Which is preferred? The tortoise block seems to have veggies in there. I've only tried the cuttlebone.

Oh yeah, can bird cuttlebones be fed to tortoises? I've seen them in fruit flavors.. maybe that would be increase the chances of them eating


----------



## jesst (Mar 9, 2012)

I have both in my sullys enclosure and she goes for the cuttlebone before the block. The block is actually just sitting there getting spoiled :-(


----------



## tortuga_mel (Mar 9, 2012)

Michelangelo loves the bone. It seems to have a good amount of nutrition and it's good for his beak so I like it too


----------



## Michael Bird (Mar 9, 2012)

My Greek won't touch either one. She won't eat any food (even her favorite cactus fruits) if they have calcium or vitamin powder sprinkled on them either. I hope that means she's getting what she needs out of her regular diet, but she really doesn't want the calcium at all. As others have said here, try both and see what your shelled friend(s) prefer.


----------



## Cfr200 (Mar 9, 2012)

My 2 only use the cuttlebone, they will not touch the block at all.


----------



## HtVic (Mar 9, 2012)

yea I just bought the bird cuttlebones. not sure that's the right one too


----------



## Irwin4530 (Mar 9, 2012)

Mine love the TNT, and wont eat if I sprinkle with calcium supplement

http://www.carolinapetsupply.com/ca...=221f0dbc6782a0d1314ea981f22cbb6e&keyword=tnt


----------



## HtVic (Mar 9, 2012)

Irwin4530 said:


> Mine love the TNT, and wont eat if I sprinkle with calcium supplement
> 
> http://www.carolinapetsupply.com/ca...=221f0dbc6782a0d1314ea981f22cbb6e&keyword=tnt



did you get the one with probiotics or without?


----------



## drgnfly2265 (Mar 10, 2012)

I use the bird cuttlebone (white one) for Bowser. She uses it every now and then. Not as often as she used to when she was smaller.


----------



## DanaLachney (Mar 10, 2012)

Do u have to remove the back from the cuttlebone?


----------



## drgnfly2265 (Mar 10, 2012)

DanaLachney said:


> Do u have to remove the back from the cuttlebone?

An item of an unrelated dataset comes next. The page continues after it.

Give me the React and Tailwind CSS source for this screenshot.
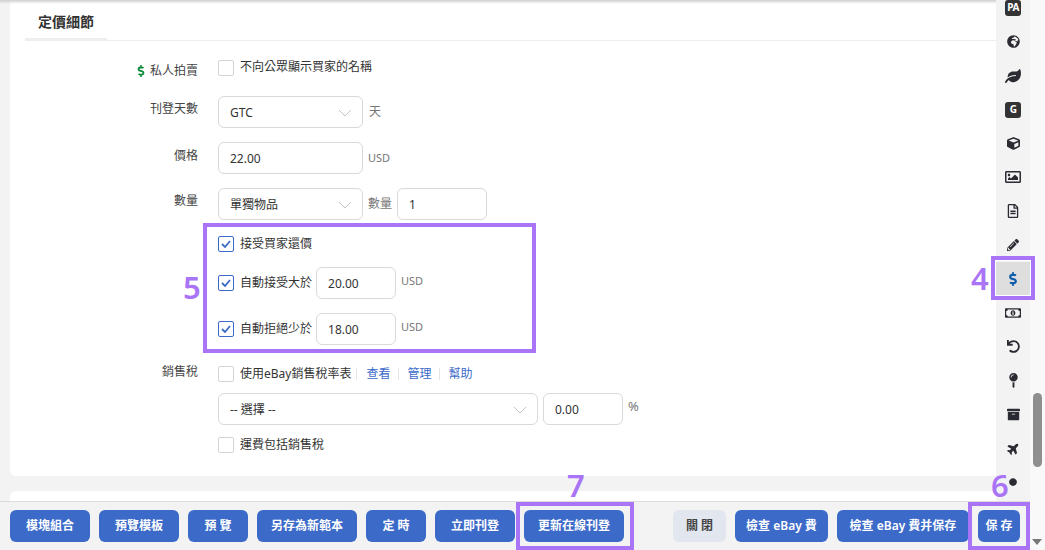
import {
  FaGlobeAfrica,
  FaLeaf,
  FaCube,
  FaRegImage,
  FaRegFileAlt,
  FaPencilAlt,
  FaDollarSign,
  FaRegMoneyBillAlt,
  FaUndo,
  FaMapPin,
  FaArchive,
  FaPlane,
  FaCircle,
} from "react-icons/fa";

const Chevron = () => (
  <svg width="14" height="8" viewBox="0 0 14 8" className="shrink-0">
    <polyline points="1,1 7,7 13,1" fill="none" stroke="#c4c4c4" strokeWidth="1" />
  </svg>
);

const Checkbox = ({ checked }) => (
  <span
    className={`flex h-4 w-4 shrink-0 items-center justify-center rounded-[2px] border bg-white ${
      checked ? "border-[#3b6ac9]" : "border-[#d4d4d4]"
    }`}
  >
    {checked && (
      <svg width="10" height="8" viewBox="0 0 10 8">
        <polyline points="1,4 4,7 9,1" fill="none" stroke="#3b6ac9" strokeWidth="1.8" />
      </svg>
    )}
  </span>
);

const Input = ({ value, className }) => (
  <div className={`flex h-8 items-center rounded-md border border-[#d9d9d9] bg-white pt-px pl-[11px] text-[12px] text-[#333] ${className}`}>
    {value}
  </div>
);

const Select = ({ value, className }) => (
  <div className={`flex h-8 items-center justify-between rounded-md border border-[#d9d9d9] bg-white pt-px pr-[10px] pl-[11px] text-[12px] text-[#333] ${className}`}>
    <span>{value}</span>
    <Chevron />
  </div>
);

// one form row: right aligned label + controls
const Row = ({ label, labelClass = "-mt-[6px]", className = "", children }) => (
  <div className={`flex h-8 items-center ${className}`}>
    <div className={`flex w-[188px] shrink-0 items-center justify-end gap-[3px] text-[12px] text-[#444] ${labelClass}`}>{label}</div>
    <div className="ml-5 flex items-center">{children}</div>
  </div>
);

const Unit = ({ children, className = "" }) => <span className={`text-[11px] text-[#777] ${className}`}>{children}</span>;

const Btn = ({ w, children, gray }) => (
  <button
    className={`flex h-8 shrink-0 items-center justify-center rounded-md text-[12px] font-semibold ${w} ${
      gray ? "bg-[#e2e6ee] text-[#444]" : "bg-[#3b6ac9] text-white"
    }`}
  >
    {children}
  </button>
);

const Badge = ({ children }) => (
  <span className="flex h-4 w-4 items-center justify-center rounded-[3px] bg-[#333] text-[10px] font-bold tracking-tighter text-white">{children}</span>
);

const sideIcons = [
  <Badge>PA</Badge>,
  <FaGlobeAfrica size={13} />,
  <FaLeaf size={16} />,
  <Badge>G</Badge>,
  <FaCube size={13} />,
  <FaRegImage size={16} />,
  <FaRegFileAlt size={14} />,
  <FaPencilAlt size={12} />,
  <FaDollarSign size={14} className="text-[#0b5cad]" />,
  <FaRegMoneyBillAlt size={16} />,
  <FaUndo size={13} />,
  <FaMapPin size={15} />,
  <FaArchive size={13} />,
  <FaPlane size={13} className="-rotate-45" />,
  <FaCircle size={8} />,
];

const Mark = ({ className }) => <div className={`pointer-events-none absolute border-4 border-[#a975f6] ${className}`} />;
const Num = ({ className, children }) => (
  <div className={`absolute text-[31px] leading-none font-semibold text-[#a975f6] ${className}`}>{children}</div>
);

export default function App() {
  return (
    <div
      className="relative flex h-[550px] w-[1045px] overflow-hidden bg-[#f3f3f3]"
      style={{ fontFamily: '"Noto Sans", "Noto Sans CJK TC", sans-serif' }}
    >
      <div className="flex w-[1030px] flex-col">
        <div className="flex min-h-0 flex-1">
          {/* main column */}
          <div className="min-w-0 flex-1 overflow-hidden pl-[10px]">
            <div className="h-[476px] rounded-bl-md bg-white">
              <div className="ml-[15px] flex h-[41px] border-b border-[#eee] pt-[12px]">
                <div className="h-[29px] w-[82px] border-b-[3px] border-[#eee] pl-[13px] text-[14px] leading-5 font-bold text-[#333]">
                  定價細節
                </div>
              </div>

              <Row
                className="mt-[11px]"
                labelClass="mt-[5px]"
                label={
                  <>
                    <FaDollarSign size={12} className="text-[#0a8a3a]" />
                    私人拍賣
                  </>
                }
              >
                <Checkbox />
                <span className="-mt-[2px] ml-[6px] text-[12px] text-[#333]">不向公眾顯示買家的名稱</span>
              </Row>
              <Row className="mt-3" label="刊登天數">
                <Select value="GTC" className="w-[145px]" />
                <Unit className="ml-[6px] text-[12px]">天</Unit>
              </Row>
              <Row className="mt-[14px]" label="價格" labelClass="-mt-[5px]">
                <Input value="22.00" className="w-[145px]" />
                <Unit className="ml-[5px]">USD</Unit>
              </Row>
              <Row className="mt-[14px]" label="數量">
                <Select value="單獨物品" className="w-[145px]" />
                <Unit className="ml-[5px] text-[12px]">數量</Unit>
                <Input value="1" className="ml-[5px] w-[90px]" />
              </Row>

              <Row className="mt-2" label="">
                <Checkbox checked />
                <span className="-mt-px ml-[6px] text-[12px] text-[#333]">接受買家還價</span>
              </Row>
              <Row className="mt-[7px]" label="">
                <Checkbox checked />
                <span className="-mt-px ml-[6px] text-[12px] text-[#333]">自動接受大於</span>
                <Input value="20.00" className="ml-1 w-20" />
                <Unit className="-mt-[3px] ml-[5px]">USD</Unit>
              </Row>
              <Row className="mt-[14px]" label="">
                <Checkbox checked />
                <span className="-mt-px ml-[6px] text-[12px] text-[#333]">自動拒絕少於</span>
                <Input value="18.00" className="ml-1 w-20" />
                <Unit className="-mt-[3px] ml-[5px]">USD</Unit>
              </Row>

              <Row className="mt-[13px]" label="銷售稅" labelClass="-mt-[4px]">
                <Checkbox />
                <span className="ml-[6px] text-[12px] text-[#333]">使用eBay銷售稅率表</span>
                <span className="ml-[5px] h-3 border-l border-[#e5e5e5]" />
                <a className="ml-[9px] text-[12px] text-[#3b6ac9]">查看</a>
                <span className="ml-2 h-3 border-l border-[#e5e5e5]" />
                <a className="ml-2 text-[12px] text-[#3b6ac9]">管理</a>
                <span className="ml-2 h-3 border-l border-[#e5e5e5]" />
                <a className="ml-2 text-[12px] text-[#3b6ac9]">幫助</a>
              </Row>
              <Row className="mt-[3px]" label="">
                <Select value="-- 選擇 --" className="w-[320px]" />
                <Input value="0.00" className="ml-[5px] w-20" />
                <Unit className="-mt-1 ml-[5px] text-[13px]">%</Unit>
              </Row>
              <Row className="mt-[4px]" label="">
                <Checkbox />
                <span className="ml-[6px] text-[12px] text-[#333]">運費包括銷售稅</span>
              </Row>
            </div>
            <div className="mt-[15px] h-10 rounded-tl-md bg-white" />
          </div>

          {/* icon rail */}
          <div className="-mt-[9px] w-[34px] shrink-0 text-[#2b2b33]">
            {sideIcons.map((icon, i) => (
              <div
                key={i}
                className={`flex h-[33.9px] items-center justify-center ${i === 8 ? "bg-[#dedede]" : ""}`}
              >
                {icon}
              </div>
            ))}
          </div>
        </div>

        {/* bottom action bar */}
        <div className="flex h-[49px] shrink-0 items-start gap-[9px] border-t border-[#dcdcdc] bg-[#f3f3f3] pt-2 pl-[10px]">
          <Btn w="w-20">模塊組合</Btn>
          <Btn w="w-20">預覽模板</Btn>
          <Btn w="w-[60px]">預 覽</Btn>
          <Btn w="w-[100px]">另存為新範本</Btn>
          <Btn w="w-[60px]">定 時</Btn>
          <Btn w="w-20">立即刊登</Btn>
          <Btn w="w-[100px]">更新在線刊登</Btn>
          <div className="w-[31px]" />
          <Btn w="w-[53px]" gray>關 閉</Btn>
          <Btn w="w-[93px]">檢查 eBay 費</Btn>
          <Btn w="w-[132px]">檢查 eBay 費并保存</Btn>
          <Btn w="w-[42px]">保 存</Btn>
        </div>
      </div>

      {/* page scrollbar */}
      <div className="relative w-[15px] shrink-0 bg-[#f9f9f9]">
        <div className="absolute top-[393px] left-[3px] h-[74px] w-[9px] rounded-full bg-[#8f8f8f]" />
        <div className="absolute right-[3px] bottom-[5px] h-0 w-0 border-x-[5px] border-t-[6px] border-x-transparent border-t-[#777]" />
      </div>

      {/* shadow of the header above */}
      <div className="absolute top-0 left-0 h-[4px] w-[996px] bg-gradient-to-b from-[#cfcfcf] to-transparent" />

      {/* annotations */}
      <Mark className="top-[223px] left-[203px] h-[130px] w-[333px]" />
      <Mark className="top-[256px] left-[991px] h-[44px] w-[44px] shadow-[inset_0_0_0_1px_#fff]" />
      <Mark className="top-[502px] left-[516px] h-[48px] w-[118px]" />
      <Mark className="top-[502px] left-[968px] h-[48px] w-[62px]" />
      <Num className="top-[272px] left-[183px]">5</Num>
      <Num className="top-[263px] left-[971px]">4</Num>
      <Num className="top-[470px] left-[567px]">7</Num>
      <Num className="top-[470px] left-[991px]">6</Num>
    </div>
  );
}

I don't. Bowser hasn't had any problem with it.


----------



## LLLReptile (Mar 10, 2012)

Cuttlebones are actually part of a cuttlefish, and are the same product regardless of what they have been labelled for. Bird cuttlebones = reptile cuttlebones, just in different packages.

I like to use the tortoise blocks and use them in the stores, and interestingly my chinchillas really chow down on them, but the tortoises in the store seem to have distinct preferences. It's something to try with your tortoise, but it's about 50/50 whether or not they eat it. I simply like it as another option to add variety to the diet, and it's a neat way to incorporate veggies like cactus that normally we can't get for the tortoises.

-Jen


----------



## kibow (Mar 11, 2012)

DanaLachney said:


> Do u have to remove the back from the cuttlebone?



There's a back on them? My little guy just started munching on the cuttlebone I have in there I think by accident. I was moistening the soil in there and he was grumpy so I tossed part of the cuttlebone toward him. He raced over and bit it then walked away. When I was done he went back to it and started eating it. Silly bugger


----------



## leannethreeoaks (Mar 11, 2012)

Hi everyone
Was thinking of going out and buying a cuttlebone for my tortoies. If I buy the cuttlebone will I still need to give them there only supplement with feeding time?


----------



## nicoleandrocky (Mar 11, 2012)

My tort doesn't even touch his cuttlebone :/ Might buy a block and see how it goes.


----------



## Irwin4530 (Mar 12, 2012)

They may go a long time without eating and of the cuttlebone...just leave it in there.

With TNT i get it with probiotics


----------



## Zamric (Mar 12, 2012)

WalkingRock doesnt even acknowlegde the exisitance of a cuttlebone but he does show interest and will occationally take a nip of a Cactuse calcium block. we picked it up at the rep show in Dallas last month. I dont remember who makes it.


----------